** start **

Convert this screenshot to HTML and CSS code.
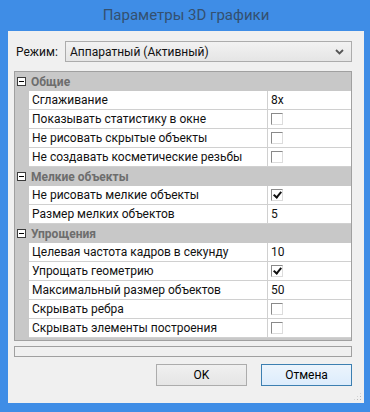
FILE: index.html
```html
<!DOCTYPE html>
<html lang="ru">
<head>
    <meta charset="UTF-8">
    <meta name="viewport" content="width=device-width, initial-scale=1.0">
    <title>Параметры 3D графики</title>
    <link rel="stylesheet" href="styles.css">
</head>
<body>
    <div class="window">
        <div class="title-bar">Параметры 3D графики</div>
        <div class="client">
            <div class="mode-row">
                <label class="mode-label" for="mode">Режим:</label>
                <div class="combo" id="mode">
                    <span>Аппаратный (Активный)</span>
                    <svg class="combo-arrow" width="9" height="6" viewBox="0 0 9 6">
                        <path d="M1 1 L4.5 4.5 L8 1" fill="none" stroke="#555" stroke-width="1.8"/>
                    </svg>
                </div>
            </div>

            <div class="prop-grid">
                <div class="pg-cat"><span class="toggle"></span><span class="cat-name">Общие</span></div>
                <div class="pg-row"><span class="pg-name">Сглаживание</span><span class="pg-value">8x</span></div>
                <div class="pg-row"><span class="pg-name">Показывать статистику в окне</span><span class="pg-value"><span class="check"></span></span></div>
                <div class="pg-row"><span class="pg-name">Не рисовать скрытые объекты</span><span class="pg-value"><span class="check"></span></span></div>
                <div class="pg-row"><span class="pg-name">Не создавать косметические резьбы</span><span class="pg-value"><span class="check"></span></span></div>

                <div class="pg-cat"><span class="toggle"></span><span class="cat-name">Мелкие объекты</span></div>
                <div class="pg-row"><span class="pg-name">Не рисовать мелкие объекты</span><span class="pg-value"><span class="check checked"></span></span></div>
                <div class="pg-row"><span class="pg-name">Размер мелких объектов</span><span class="pg-value">5</span></div>

                <div class="pg-cat"><span class="toggle"></span><span class="cat-name">Упрощения</span></div>
                <div class="pg-row"><span class="pg-name">Целевая частота кадров в секунду</span><span class="pg-value">10</span></div>
                <div class="pg-row"><span class="pg-name">Упрощать геометрию</span><span class="pg-value"><span class="check checked"></span></span></div>
                <div class="pg-row"><span class="pg-name">Максимальный размер объектов</span><span class="pg-value">50</span></div>
                <div class="pg-row"><span class="pg-name">Скрывать ребра</span><span class="pg-value"><span class="check"></span></span></div>
                <div class="pg-row"><span class="pg-name">Скрывать элементы построения</span><span class="pg-value"><span class="check"></span></span></div>
                <div class="pg-rest"></div>
            </div>

            <div class="help-box"></div>

            <div class="buttons">
                <button class="btn">OK</button>
                <button class="btn btn-default">Отмена</button>
            </div>
            <div class="grip"></div>
        </div>
    </div>
</body>
</html>
```

FILE: styles.css
```css
* { box-sizing: border-box; }
body {
    margin: 0;
    font-family: Roboto, "Noto Sans", sans-serif;
    font-size: 12px;
    color: #111;
}
.window {
    width: 370px;
    height: 412px;
    background: #3f8de6;
    padding: 0 6px 9px 8px;
    display: flex;
    flex-direction: column;
}
.title-bar {
    height: 31px;
    line-height: 31px;
    text-align: center;
    font-size: 15px;
    color: #34506f;
}
.client {
    flex: 1;
    background: #f0f0f0;
    padding: 10px 12px 0 6px;
    position: relative;
}
.mode-row {
    display: flex;
    align-items: center;
    height: 21px;
}
.mode-label {
    width: 51px;
    padding-left: 2px;
}
.combo {
    flex: 1;
    height: 21px;
    border: 1px solid #acacac;
    background: linear-gradient(#f2f2f2, #e5e5e5);
    display: flex;
    align-items: center;
    justify-content: space-between;
    padding: 0 7px 0 4px;
}
.prop-grid {
    margin-top: 9px;
    border: 1px solid #a0a0a0;
    height: 270px;
    background: #c8c8c8;
    display: flex;
    flex-direction: column;
}
.pg-cat {
    height: 19px;
    display: flex;
    align-items: center;
    background: #c8c8c8;
}
.toggle {
    width: 9px;
    height: 9px;
    margin: 0 5px 0 2px;
    border: 1px solid #3c3c3c;
    background: #fff;
    position: relative;
}
.toggle::after {
    content: "";
    position: absolute;
    left: 1px;
    right: 1px;
    top: 3px;
    height: 1px;
    background: #000;
}
.cat-name {
    font-weight: bold;
    color: #6d6d6d;
}
.pg-row {
    height: 19px;
    margin-left: 14px;
    display: flex;
    background: #fff;
    border-bottom: 1px solid #d0d0d0;
}
.pg-name {
    width: 239px;
    padding-left: 3px;
    border-right: 1px solid #d0d0d0;
    line-height: 18px;
    white-space: nowrap;
    overflow: hidden;
}
.pg-value {
    flex: 1;
    padding-left: 3px;
    line-height: 18px;
    display: flex;
    align-items: center;
}
.pg-rest {
    flex: 1;
}
.check {
    width: 12px;
    height: 12px;
    border-top: 1px solid #8a8a8a;
    border-left: 1px solid #8a8a8a;
    border-right: 1px solid #dcdcdc;
    border-bottom: 1px solid #dcdcdc;
    background: #fff;
    position: relative;
}
.check.checked::after {
    content: "";
    position: absolute;
    left: 3px;
    top: 0;
    width: 3px;
    height: 6px;
    border-right: 2px solid #111;
    border-bottom: 2px solid #111;
    transform: rotate(40deg);
}
.help-box {
    margin-top: 5px;
    height: 11px;
    border: 1px solid #a0a0a0;
    background: #f0f0f0;
}
.buttons {
    display: flex;
    justify-content: flex-end;
    gap: 14px;
    margin-top: 7px;
}
.btn {
    width: 91px;
    height: 22px;
    font-family: inherit;
    font-size: 12px;
    border: 1px solid #acacac;
    background: linear-gradient(#f0f0f0, #e5e5e5);
    color: #000;
}
.btn-default {
    border-color: #3c7fb1;
    background: linear-gradient(#ecf4fc, #dcecfc);
}
.grip {
    position: absolute;
    right: 2px;
    bottom: 2px;
    width: 9px;
    height: 9px;
    background: radial-gradient(circle, #b8b8b8 0.8px, transparent 1px) 0 0 / 3px 3px;
    clip-path: polygon(100% 0, 100% 100%, 0 100%);
}
```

** end **

# Written instruction
Copy out all the data exactly; skip the pictures.

# Exercise solution
Convert this screenshot to HTML and CSS code.
FILE: index.html
```html
<!DOCTYPE html>
<html lang="ru">
<head>
    <meta charset="UTF-8">
    <meta name="viewport" content="width=device-width, initial-scale=1.0">
    <title>Параметры 3D графики</title>
    <link rel="stylesheet" href="styles.css">
</head>
<body>
    <div class="window">
        <div class="title-bar">Параметры 3D графики</div>
        <div class="client">
            <div class="mode-row">
                <label class="mode-label" for="mode">Режим:</label>
                <div class="combo" id="mode">
                    <span>Аппаратный (Активный)</span>
                    <svg class="combo-arrow" width="9" height="6" viewBox="0 0 9 6">
                        <path d="M1 1 L4.5 4.5 L8 1" fill="none" stroke="#555" stroke-width="1.8"/>
                    </svg>
                </div>
            </div>

            <div class="prop-grid">
                <div class="pg-cat"><span class="toggle"></span><span class="cat-name">Общие</span></div>
                <div class="pg-row"><span class="pg-name">Сглаживание</span><span class="pg-value">8x</span></div>
                <div class="pg-row"><span class="pg-name">Показывать статистику в окне</span><span class="pg-value"><span class="check"></span></span></div>
                <div class="pg-row"><span class="pg-name">Не рисовать скрытые объекты</span><span class="pg-value"><span class="check"></span></span></div>
                <div class="pg-row"><span class="pg-name">Не создавать косметические резьбы</span><span class="pg-value"><span class="check"></span></span></div>

                <div class="pg-cat"><span class="toggle"></span><span class="cat-name">Мелкие объекты</span></div>
                <div class="pg-row"><span class="pg-name">Не рисовать мелкие объекты</span><span class="pg-value"><span class="check checked"></span></span></div>
                <div class="pg-row"><span class="pg-name">Размер мелких объектов</span><span class="pg-value">5</span></div>

                <div class="pg-cat"><span class="toggle"></span><span class="cat-name">Упрощения</span></div>
                <div class="pg-row"><span class="pg-name">Целевая частота кадров в секунду</span><span class="pg-value">10</span></div>
                <div class="pg-row"><span class="pg-name">Упрощать геометрию</span><span class="pg-value"><span class="check checked"></span></span></div>
                <div class="pg-row"><span class="pg-name">Максимальный размер объектов</span><span class="pg-value">50</span></div>
                <div class="pg-row"><span class="pg-name">Скрывать ребра</span><span class="pg-value"><span class="check"></span></span></div>
                <div class="pg-row"><span class="pg-name">Скрывать элементы построения</span><span class="pg-value"><span class="check"></span></span></div>
                <div class="pg-rest"></div>
            </div>

            <div class="help-box"></div>

            <div class="buttons">
                <button class="btn">OK</button>
                <button class="btn btn-default">Отмена</button>
            </div>
            <div class="grip"></div>
        </div>
    </div>
</body>
</html>
```

FILE: styles.css
```css
* { box-sizing: border-box; }
body {
    margin: 0;
    font-family: Roboto, "Noto Sans", sans-serif;
    font-size: 12px;
    color: #111;
}
.window {
    width: 370px;
    height: 412px;
    background: #3f8de6;
    padding: 0 6px 9px 8px;
    display: flex;
    flex-direction: column;
}
.title-bar {
    height: 31px;
    line-height: 31px;
    text-align: center;
    font-size: 15px;
    color: #34506f;
}
.client {
    flex: 1;
    background: #f0f0f0;
    padding: 10px 12px 0 6px;
    position: relative;
}
.mode-row {
    display: flex;
    align-items: center;
    height: 21px;
}
.mode-label {
    width: 51px;
    padding-left: 2px;
}
.combo {
    flex: 1;
    height: 21px;
    border: 1px solid #acacac;
    background: linear-gradient(#f2f2f2, #e5e5e5);
    display: flex;
    align-items: center;
    justify-content: space-between;
    padding: 0 7px 0 4px;
}
.prop-grid {
    margin-top: 9px;
    border: 1px solid #a0a0a0;
    height: 270px;
    background: #c8c8c8;
    display: flex;
    flex-direction: column;
}
.pg-cat {
    height: 19px;
    display: flex;
    align-items: center;
    background: #c8c8c8;
}
.toggle {
    width: 9px;
    height: 9px;
    margin: 0 5px 0 2px;
    border: 1px solid #3c3c3c;
    background: #fff;
    position: relative;
}
.toggle::after {
    content: "";
    position: absolute;
    left: 1px;
    right: 1px;
    top: 3px;
    height: 1px;
    background: #000;
}
.cat-name {
    font-weight: bold;
    color: #6d6d6d;
}
.pg-row {
    height: 19px;
    margin-left: 14px;
    display: flex;
    background: #fff;
    border-bottom: 1px solid #d0d0d0;
}
.pg-name {
    width: 239px;
    padding-left: 3px;
    border-right: 1px solid #d0d0d0;
    line-height: 18px;
    white-space: nowrap;
    overflow: hidden;
}
.pg-value {
    flex: 1;
    padding-left: 3px;
    line-height: 18px;
    display: flex;
    align-items: center;
}
.pg-rest {
    flex: 1;
}
.check {
    width: 12px;
    height: 12px;
    border-top: 1px solid #8a8a8a;
    border-left: 1px solid #8a8a8a;
    border-right: 1px solid #dcdcdc;
    border-bottom: 1px solid #dcdcdc;
    background: #fff;
    position: relative;
}
.check.checked::after {
    content: "";
    position: absolute;
    left: 3px;
    top: 0;
    width: 3px;
    height: 6px;
    border-right: 2px solid #111;
    border-bottom: 2px solid #111;
    transform: rotate(40deg);
}
.help-box {
    margin-top: 5px;
    height: 11px;
    border: 1px solid #a0a0a0;
    background: #f0f0f0;
}
.buttons {
    display: flex;
    justify-content: flex-end;
    gap: 14px;
    margin-top: 7px;
}
.btn {
    width: 91px;
    height: 22px;
    font-family: inherit;
    font-size: 12px;
    border: 1px solid #acacac;
    background: linear-gradient(#f0f0f0, #e5e5e5);
    color: #000;
}
.btn-default {
    border-color: #3c7fb1;
    background: linear-gradient(#ecf4fc, #dcecfc);
}
.grip {
    position: absolute;
    right: 2px;
    bottom: 2px;
    width: 9px;
    height: 9px;
    background: radial-gradient(circle, #b8b8b8 0.8px, transparent 1px) 0 0 / 3px 3px;
    clip-path: polygon(100% 0, 100% 100%, 0 100%);
}
```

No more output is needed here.